🤖 AI Summary
This work addresses a critical limitation in existing diffusion-based decision-making approaches, which often neglect the evolving latent dynamics of environments, thereby struggling to accurately model state transitions, reward structures, and high-level behaviors. To overcome this, the paper proposes the first unified causal diffusion framework with theoretical identifiability guarantees, capable of explicitly inferring and jointly learning latent dynamics and observation interactions from limited data. By integrating a modular architecture with a novel identification technique based on short temporal segments, the method adaptively captures changes in dynamics, rewards, and latent actions.
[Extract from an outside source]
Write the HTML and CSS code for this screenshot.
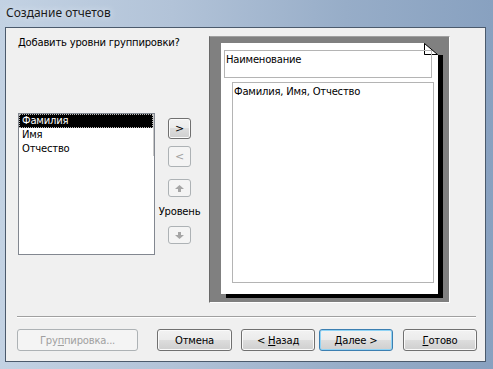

Empirical evaluations on simulated control and robotic benchmark tasks demonstrate substantial improvements in both latent inference accuracy and policy generalization.
📝 Abstract
Recent work has framed decision-making as a sequence modeling problem using generative models such as diffusion models. Although promising, these approaches often overlook latent factors that exhibit evolving dynamics, elements that are fundamental to environment transitions, reward structures, and high-level agent behavior. Explicitly modeling these hidden processes is essential for both precise dynamics modeling and effective decision-making. In this paper, we propose a unified framework that explicitly incorporates latent dynamic inference into generative decision-making from minimal yet sufficient observations. We theoretically show that under mild conditions, the latent process can be identified from small temporal blocks of observations. Building on this insight, we introduce Ada-Diffuser, a causal diffusion model that learns the temporal structure of observed interactions and the underlying latent dynamics simultaneously, and furthermore, leverages them for planning and control. With a modular design, Ada-Diffuser supports both planning and policy learning tasks, enabling adaptation to latent variations in dynamics, rewards, and latent actions. Experiments on simulated control and robotic benchmarks demonstrate its effectiveness in accurate latent inference and adaptive policy learning.